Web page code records
☆ ☆ ☆ ☆ ☆
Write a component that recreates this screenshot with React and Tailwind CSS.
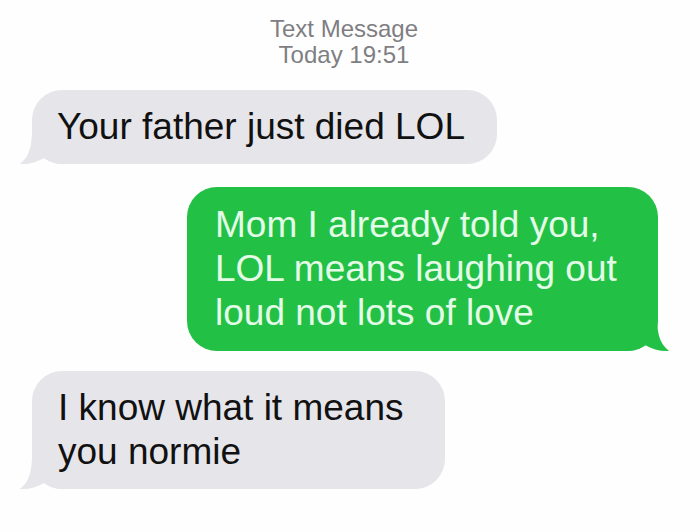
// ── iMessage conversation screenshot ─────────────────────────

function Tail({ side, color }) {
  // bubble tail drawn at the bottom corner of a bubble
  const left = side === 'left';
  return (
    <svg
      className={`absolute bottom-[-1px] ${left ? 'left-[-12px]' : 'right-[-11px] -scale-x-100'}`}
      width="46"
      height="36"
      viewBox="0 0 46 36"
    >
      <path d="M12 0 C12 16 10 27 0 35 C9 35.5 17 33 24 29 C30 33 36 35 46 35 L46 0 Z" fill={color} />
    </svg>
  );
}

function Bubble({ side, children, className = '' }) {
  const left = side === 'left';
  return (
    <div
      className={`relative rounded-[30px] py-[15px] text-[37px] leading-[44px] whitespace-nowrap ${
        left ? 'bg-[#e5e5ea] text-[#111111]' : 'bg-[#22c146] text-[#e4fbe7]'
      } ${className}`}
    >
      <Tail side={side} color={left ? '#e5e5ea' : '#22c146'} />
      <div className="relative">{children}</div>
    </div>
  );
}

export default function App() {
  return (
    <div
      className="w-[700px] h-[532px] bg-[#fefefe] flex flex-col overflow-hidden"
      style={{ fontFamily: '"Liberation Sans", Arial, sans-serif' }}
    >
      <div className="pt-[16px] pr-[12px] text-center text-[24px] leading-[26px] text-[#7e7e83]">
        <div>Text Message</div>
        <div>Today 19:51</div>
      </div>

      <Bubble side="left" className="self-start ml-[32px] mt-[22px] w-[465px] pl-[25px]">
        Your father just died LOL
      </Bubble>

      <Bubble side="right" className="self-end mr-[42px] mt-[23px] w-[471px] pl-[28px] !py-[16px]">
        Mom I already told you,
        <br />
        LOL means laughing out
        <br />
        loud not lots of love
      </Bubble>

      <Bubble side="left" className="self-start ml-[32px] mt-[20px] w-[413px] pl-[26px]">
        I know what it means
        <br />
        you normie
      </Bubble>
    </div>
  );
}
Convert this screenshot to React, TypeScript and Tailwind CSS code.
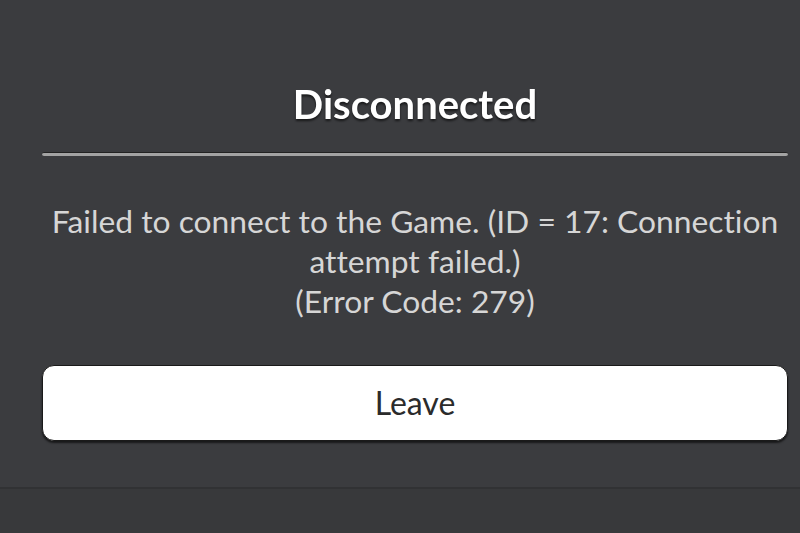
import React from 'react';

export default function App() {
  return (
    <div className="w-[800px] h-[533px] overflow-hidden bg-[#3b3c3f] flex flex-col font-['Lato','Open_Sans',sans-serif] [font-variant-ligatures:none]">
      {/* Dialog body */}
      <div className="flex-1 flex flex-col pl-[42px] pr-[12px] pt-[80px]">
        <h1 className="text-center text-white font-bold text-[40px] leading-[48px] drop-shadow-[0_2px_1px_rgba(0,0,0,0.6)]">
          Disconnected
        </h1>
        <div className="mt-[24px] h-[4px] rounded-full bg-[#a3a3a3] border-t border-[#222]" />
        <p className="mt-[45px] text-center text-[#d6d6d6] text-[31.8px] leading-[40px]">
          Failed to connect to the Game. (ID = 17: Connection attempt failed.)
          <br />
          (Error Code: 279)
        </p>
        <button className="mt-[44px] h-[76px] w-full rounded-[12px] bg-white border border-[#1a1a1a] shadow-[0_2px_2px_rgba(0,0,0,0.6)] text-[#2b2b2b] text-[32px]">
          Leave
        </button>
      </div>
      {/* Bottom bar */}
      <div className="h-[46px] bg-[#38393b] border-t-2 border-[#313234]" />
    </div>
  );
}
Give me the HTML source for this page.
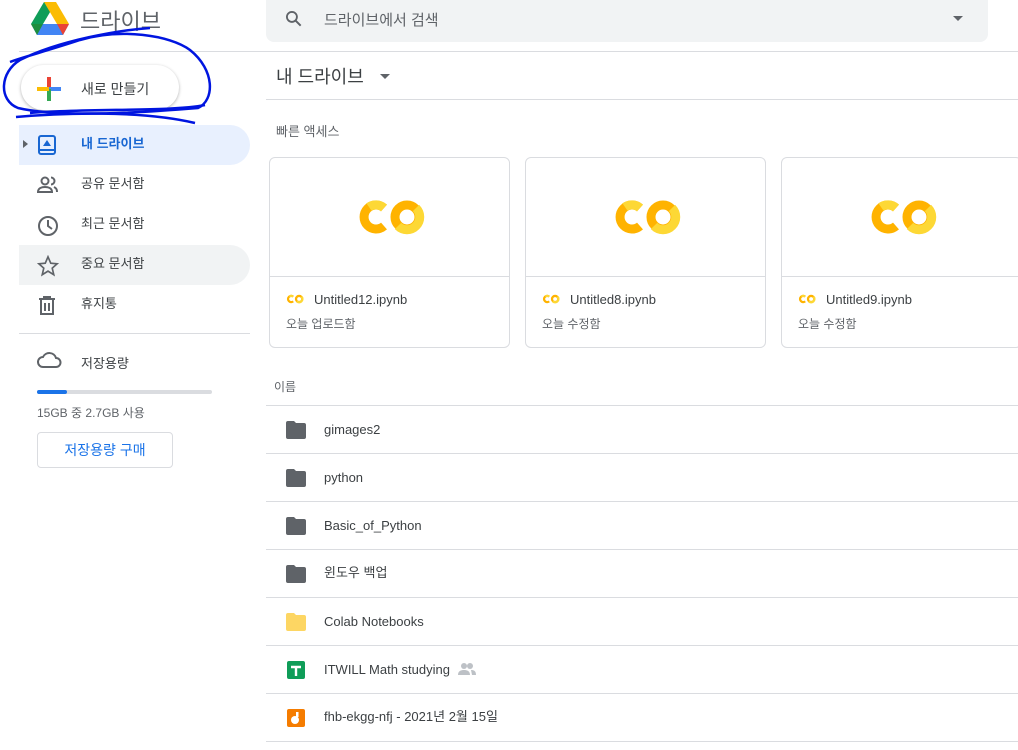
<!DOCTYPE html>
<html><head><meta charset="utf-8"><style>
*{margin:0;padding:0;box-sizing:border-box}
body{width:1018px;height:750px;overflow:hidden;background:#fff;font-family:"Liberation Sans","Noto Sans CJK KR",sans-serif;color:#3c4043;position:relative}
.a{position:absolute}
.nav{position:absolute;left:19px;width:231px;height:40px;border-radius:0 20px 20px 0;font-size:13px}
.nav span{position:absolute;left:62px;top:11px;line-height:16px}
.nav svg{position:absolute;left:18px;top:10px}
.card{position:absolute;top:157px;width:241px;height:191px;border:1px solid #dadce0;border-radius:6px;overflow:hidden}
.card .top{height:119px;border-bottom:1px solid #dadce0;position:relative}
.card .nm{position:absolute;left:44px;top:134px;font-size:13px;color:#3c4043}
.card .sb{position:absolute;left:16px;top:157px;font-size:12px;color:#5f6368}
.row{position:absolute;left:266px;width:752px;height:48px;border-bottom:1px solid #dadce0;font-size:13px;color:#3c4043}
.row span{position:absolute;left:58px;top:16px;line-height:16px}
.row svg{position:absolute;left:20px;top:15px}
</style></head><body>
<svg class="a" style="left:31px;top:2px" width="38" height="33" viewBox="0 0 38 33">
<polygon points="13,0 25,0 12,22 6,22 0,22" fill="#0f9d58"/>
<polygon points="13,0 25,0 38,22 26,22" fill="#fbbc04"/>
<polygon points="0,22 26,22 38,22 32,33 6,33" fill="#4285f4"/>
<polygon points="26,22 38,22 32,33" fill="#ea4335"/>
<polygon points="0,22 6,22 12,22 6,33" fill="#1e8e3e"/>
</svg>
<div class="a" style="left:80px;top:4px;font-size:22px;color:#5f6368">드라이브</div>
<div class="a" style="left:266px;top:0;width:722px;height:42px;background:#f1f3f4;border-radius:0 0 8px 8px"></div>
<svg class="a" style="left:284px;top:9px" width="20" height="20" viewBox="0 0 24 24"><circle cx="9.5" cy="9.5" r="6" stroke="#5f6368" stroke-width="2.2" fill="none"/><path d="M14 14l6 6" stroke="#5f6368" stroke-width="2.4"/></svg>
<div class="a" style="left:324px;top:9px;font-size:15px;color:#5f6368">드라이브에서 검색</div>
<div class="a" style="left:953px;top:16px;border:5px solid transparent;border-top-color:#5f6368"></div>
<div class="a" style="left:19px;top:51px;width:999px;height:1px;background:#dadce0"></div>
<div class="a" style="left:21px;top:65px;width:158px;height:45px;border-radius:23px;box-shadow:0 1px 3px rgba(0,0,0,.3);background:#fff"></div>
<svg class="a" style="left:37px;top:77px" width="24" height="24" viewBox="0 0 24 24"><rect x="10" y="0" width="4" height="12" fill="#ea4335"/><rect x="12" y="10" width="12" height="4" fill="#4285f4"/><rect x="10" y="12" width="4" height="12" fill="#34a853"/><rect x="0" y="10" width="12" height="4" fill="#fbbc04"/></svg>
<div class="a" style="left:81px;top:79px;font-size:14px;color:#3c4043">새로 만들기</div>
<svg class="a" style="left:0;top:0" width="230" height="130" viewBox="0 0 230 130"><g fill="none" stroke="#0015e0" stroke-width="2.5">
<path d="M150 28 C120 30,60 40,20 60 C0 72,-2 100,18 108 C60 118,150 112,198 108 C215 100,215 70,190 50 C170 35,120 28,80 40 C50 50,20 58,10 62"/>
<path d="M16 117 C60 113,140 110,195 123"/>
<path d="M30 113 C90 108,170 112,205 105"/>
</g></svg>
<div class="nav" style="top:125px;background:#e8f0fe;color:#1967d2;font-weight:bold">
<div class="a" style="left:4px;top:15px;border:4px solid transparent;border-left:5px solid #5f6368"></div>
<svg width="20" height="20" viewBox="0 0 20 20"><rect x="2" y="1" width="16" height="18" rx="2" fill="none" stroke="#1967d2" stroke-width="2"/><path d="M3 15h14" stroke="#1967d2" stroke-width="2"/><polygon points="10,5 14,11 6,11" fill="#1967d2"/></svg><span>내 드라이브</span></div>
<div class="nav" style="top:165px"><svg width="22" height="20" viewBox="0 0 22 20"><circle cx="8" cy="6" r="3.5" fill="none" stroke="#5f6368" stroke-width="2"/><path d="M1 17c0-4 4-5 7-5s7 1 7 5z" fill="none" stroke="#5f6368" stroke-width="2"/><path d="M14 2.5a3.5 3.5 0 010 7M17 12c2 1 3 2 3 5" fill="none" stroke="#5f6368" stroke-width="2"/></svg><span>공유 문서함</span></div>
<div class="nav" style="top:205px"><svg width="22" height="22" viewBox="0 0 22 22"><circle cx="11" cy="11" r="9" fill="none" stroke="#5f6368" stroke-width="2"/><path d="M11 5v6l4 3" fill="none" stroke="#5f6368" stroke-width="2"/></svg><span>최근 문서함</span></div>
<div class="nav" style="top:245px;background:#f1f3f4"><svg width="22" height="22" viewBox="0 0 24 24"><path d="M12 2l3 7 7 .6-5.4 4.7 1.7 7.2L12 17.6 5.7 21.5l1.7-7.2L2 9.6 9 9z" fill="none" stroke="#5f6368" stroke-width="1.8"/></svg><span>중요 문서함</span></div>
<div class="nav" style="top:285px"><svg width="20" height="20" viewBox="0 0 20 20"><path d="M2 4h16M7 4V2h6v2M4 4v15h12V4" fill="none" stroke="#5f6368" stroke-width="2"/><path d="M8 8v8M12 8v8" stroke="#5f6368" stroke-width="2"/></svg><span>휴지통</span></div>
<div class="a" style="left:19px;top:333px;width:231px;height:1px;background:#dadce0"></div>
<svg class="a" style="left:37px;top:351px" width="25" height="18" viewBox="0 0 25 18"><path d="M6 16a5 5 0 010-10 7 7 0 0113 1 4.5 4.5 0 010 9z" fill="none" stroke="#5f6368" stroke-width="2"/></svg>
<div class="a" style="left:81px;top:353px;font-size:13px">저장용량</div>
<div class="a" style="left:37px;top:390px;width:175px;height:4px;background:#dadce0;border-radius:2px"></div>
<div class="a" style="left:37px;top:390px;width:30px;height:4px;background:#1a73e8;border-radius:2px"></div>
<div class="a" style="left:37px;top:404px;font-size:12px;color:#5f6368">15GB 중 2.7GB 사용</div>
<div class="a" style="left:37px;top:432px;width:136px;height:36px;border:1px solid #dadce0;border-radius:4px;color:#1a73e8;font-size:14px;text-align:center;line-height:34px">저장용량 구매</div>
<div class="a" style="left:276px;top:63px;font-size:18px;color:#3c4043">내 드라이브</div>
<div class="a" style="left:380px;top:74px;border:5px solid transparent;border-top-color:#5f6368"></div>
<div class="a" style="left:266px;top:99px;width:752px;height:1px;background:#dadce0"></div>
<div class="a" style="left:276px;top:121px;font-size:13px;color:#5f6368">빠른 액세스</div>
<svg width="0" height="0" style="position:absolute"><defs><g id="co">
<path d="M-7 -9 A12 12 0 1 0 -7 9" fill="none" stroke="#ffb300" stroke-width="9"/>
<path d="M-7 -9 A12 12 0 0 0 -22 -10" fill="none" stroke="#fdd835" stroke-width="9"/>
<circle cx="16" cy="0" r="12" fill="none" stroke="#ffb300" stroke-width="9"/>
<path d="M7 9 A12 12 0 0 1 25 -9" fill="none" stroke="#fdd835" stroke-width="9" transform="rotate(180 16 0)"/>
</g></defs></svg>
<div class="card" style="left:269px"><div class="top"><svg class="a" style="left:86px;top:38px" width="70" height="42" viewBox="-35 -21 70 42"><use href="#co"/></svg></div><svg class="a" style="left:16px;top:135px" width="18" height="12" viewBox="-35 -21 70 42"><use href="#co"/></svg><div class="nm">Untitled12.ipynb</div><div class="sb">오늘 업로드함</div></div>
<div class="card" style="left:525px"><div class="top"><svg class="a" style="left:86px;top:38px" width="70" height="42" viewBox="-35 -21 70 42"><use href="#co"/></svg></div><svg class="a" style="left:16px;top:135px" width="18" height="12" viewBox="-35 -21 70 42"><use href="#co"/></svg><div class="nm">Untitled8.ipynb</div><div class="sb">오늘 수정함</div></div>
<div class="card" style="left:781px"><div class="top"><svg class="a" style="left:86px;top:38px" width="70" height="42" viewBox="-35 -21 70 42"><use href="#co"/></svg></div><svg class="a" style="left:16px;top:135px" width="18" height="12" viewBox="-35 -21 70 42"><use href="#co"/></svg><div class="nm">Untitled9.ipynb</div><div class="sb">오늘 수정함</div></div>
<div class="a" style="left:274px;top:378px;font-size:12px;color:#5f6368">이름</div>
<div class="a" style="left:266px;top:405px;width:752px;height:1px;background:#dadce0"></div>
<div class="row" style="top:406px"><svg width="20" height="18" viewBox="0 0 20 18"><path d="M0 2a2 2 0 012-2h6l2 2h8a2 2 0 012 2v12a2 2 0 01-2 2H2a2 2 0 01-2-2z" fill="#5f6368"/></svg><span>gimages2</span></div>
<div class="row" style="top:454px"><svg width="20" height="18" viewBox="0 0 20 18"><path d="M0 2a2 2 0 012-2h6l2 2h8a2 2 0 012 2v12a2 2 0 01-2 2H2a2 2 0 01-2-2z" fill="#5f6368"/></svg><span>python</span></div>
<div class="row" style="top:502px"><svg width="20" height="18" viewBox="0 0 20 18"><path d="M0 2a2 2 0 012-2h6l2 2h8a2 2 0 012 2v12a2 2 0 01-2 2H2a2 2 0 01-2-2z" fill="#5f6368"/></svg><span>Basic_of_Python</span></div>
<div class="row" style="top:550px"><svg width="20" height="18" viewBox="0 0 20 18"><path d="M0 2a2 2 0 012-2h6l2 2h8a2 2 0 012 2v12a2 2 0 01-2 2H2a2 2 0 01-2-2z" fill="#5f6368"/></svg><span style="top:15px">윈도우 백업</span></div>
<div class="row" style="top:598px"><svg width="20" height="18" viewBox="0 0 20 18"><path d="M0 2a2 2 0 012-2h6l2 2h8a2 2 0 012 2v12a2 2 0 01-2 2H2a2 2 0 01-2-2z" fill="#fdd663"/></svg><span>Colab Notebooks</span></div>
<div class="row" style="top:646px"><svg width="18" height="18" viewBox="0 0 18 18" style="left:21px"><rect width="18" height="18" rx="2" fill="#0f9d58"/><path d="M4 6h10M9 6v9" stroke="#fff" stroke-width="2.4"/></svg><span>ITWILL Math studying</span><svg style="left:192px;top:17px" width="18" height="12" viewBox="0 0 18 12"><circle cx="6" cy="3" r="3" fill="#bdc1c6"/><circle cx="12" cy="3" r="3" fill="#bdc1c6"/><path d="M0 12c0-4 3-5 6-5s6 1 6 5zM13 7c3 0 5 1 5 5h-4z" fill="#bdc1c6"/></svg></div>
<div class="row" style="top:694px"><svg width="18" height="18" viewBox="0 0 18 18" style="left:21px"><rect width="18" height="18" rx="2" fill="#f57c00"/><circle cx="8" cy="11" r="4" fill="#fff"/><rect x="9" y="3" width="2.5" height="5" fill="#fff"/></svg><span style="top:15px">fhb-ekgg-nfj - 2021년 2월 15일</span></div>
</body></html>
☆ ☆ ☆ ☆ ☆
_Written instruction:_ Print exactly the first line of the entries and every line after it through the one that contains "conversation screenshot ─────────────────────────", leaving the pictures out.

_Reply:_
Write a component that recreates this screenshot with React and Tailwind CSS.
// ── iMessage conversation screenshot ─────────────────────────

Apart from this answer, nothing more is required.